## Prompt
Search the entries for the word "table" and pull out each line that has it.

(Dataset entries)
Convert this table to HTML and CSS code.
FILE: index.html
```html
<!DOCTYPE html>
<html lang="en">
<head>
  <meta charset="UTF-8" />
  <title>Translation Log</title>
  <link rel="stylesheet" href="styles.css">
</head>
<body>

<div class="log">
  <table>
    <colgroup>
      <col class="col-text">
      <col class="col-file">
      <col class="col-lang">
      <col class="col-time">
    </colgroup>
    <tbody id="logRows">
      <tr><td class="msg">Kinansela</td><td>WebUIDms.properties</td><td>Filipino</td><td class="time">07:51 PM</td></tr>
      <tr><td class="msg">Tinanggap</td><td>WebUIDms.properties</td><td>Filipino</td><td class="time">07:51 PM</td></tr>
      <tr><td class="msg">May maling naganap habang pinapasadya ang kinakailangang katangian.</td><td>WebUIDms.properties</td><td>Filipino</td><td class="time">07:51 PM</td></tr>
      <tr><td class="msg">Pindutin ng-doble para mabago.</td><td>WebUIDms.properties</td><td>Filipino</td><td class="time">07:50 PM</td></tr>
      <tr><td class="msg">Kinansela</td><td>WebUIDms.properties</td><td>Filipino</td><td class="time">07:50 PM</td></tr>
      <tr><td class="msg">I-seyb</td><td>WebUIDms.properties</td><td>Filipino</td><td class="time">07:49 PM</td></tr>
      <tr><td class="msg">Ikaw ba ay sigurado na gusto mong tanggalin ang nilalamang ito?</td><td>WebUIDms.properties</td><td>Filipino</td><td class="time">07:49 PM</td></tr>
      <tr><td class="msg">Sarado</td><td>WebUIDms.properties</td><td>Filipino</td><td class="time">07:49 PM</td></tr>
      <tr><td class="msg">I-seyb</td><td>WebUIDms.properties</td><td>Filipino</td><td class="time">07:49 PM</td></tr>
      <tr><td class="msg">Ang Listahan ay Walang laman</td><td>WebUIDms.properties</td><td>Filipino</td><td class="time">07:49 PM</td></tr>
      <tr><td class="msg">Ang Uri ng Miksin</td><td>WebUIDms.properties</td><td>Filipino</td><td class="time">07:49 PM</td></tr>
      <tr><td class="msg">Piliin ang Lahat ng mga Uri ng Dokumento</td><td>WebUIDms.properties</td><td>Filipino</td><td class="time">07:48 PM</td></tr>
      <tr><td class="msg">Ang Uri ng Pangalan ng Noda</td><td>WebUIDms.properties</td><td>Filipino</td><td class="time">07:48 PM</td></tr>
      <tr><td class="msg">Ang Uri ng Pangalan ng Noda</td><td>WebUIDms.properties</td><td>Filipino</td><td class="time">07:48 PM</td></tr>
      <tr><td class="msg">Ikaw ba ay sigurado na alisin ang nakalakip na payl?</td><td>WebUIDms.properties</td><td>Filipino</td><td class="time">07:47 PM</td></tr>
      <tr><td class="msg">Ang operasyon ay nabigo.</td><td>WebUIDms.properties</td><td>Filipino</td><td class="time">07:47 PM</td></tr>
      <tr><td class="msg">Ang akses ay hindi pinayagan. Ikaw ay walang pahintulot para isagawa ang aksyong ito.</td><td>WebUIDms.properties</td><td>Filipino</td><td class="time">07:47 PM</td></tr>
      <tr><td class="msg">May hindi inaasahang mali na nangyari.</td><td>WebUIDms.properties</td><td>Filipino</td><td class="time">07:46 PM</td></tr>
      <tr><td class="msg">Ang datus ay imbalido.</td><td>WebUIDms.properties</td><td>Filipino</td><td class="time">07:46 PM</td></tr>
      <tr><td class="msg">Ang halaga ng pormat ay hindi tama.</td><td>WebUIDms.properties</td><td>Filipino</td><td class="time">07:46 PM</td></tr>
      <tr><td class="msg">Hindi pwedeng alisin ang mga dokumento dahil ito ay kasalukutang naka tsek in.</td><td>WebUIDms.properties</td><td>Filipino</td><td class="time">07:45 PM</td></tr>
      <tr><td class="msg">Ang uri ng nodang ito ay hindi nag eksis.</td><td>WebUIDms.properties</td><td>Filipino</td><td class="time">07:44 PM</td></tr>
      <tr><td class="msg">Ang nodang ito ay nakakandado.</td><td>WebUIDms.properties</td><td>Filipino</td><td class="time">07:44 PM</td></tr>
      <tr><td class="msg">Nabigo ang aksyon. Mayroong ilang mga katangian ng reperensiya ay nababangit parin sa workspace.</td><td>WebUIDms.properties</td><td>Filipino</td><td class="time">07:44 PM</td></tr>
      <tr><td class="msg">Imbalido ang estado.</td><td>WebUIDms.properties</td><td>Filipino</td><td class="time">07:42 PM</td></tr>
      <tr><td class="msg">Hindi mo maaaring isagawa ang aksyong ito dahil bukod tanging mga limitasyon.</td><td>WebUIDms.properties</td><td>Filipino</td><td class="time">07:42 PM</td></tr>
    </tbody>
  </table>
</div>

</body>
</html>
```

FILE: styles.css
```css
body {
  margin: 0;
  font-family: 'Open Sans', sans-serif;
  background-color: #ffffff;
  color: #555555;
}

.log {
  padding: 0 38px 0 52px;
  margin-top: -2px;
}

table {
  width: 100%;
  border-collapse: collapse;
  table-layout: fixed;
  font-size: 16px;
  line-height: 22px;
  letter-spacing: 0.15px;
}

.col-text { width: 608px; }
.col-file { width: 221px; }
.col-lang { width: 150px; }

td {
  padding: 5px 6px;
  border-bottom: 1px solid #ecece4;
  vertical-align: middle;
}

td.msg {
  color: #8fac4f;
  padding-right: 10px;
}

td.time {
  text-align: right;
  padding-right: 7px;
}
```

--

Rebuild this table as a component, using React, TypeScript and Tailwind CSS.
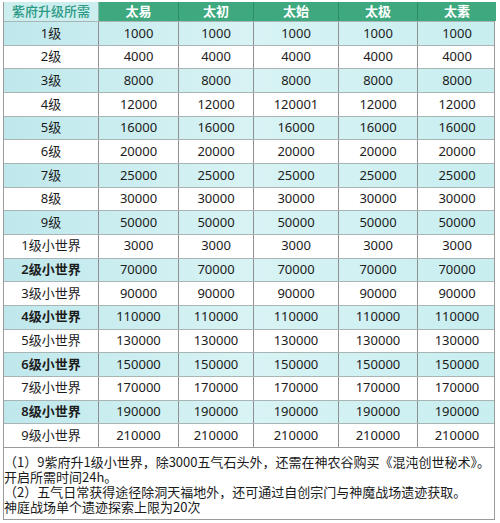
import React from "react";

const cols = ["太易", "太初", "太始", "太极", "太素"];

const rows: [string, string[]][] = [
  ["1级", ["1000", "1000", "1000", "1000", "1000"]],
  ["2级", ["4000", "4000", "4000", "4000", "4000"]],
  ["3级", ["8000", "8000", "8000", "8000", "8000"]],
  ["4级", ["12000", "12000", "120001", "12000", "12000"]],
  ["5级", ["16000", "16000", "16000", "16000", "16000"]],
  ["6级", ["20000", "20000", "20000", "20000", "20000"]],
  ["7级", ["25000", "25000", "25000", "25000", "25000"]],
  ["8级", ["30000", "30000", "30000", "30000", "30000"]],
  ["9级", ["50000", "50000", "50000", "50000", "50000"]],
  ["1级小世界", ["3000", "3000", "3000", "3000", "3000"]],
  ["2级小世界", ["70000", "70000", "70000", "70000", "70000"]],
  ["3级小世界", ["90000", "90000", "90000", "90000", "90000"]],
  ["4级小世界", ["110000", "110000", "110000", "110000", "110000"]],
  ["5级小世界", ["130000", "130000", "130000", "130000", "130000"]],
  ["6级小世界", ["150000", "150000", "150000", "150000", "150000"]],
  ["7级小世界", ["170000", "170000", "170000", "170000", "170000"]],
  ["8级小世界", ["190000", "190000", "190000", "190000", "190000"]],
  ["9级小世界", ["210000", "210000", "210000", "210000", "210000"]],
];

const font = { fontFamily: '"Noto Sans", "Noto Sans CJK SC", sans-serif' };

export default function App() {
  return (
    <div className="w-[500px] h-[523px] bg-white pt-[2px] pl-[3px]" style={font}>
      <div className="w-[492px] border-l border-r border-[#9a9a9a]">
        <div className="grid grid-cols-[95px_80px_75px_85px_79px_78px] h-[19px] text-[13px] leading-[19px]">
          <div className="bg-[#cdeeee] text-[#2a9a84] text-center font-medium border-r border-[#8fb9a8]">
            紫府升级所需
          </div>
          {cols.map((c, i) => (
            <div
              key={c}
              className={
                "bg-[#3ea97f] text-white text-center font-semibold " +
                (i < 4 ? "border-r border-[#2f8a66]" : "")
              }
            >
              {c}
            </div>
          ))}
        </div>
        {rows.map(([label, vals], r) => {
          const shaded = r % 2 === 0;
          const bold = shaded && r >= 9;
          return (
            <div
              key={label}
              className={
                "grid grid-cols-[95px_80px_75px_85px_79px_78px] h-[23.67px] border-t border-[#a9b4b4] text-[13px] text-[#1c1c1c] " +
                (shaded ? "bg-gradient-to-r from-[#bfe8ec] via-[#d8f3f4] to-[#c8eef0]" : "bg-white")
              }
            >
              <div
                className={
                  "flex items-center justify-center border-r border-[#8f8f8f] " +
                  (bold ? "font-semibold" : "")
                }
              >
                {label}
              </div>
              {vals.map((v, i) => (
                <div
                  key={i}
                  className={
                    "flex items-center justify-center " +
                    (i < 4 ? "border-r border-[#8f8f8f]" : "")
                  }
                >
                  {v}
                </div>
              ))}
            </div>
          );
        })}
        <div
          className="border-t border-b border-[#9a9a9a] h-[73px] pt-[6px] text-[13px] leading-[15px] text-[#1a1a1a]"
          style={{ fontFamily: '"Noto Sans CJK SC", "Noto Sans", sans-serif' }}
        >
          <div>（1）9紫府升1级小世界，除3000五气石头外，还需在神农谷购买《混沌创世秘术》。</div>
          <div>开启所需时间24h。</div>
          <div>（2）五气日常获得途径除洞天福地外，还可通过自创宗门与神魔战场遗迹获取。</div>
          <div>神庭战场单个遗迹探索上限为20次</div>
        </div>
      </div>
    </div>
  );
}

## Written response
Convert this table to HTML and CSS code.
  <table>
  </table>
table {
  table-layout: fixed;
Rebuild this table as a component, using React, TypeScript and Tailwind CSS.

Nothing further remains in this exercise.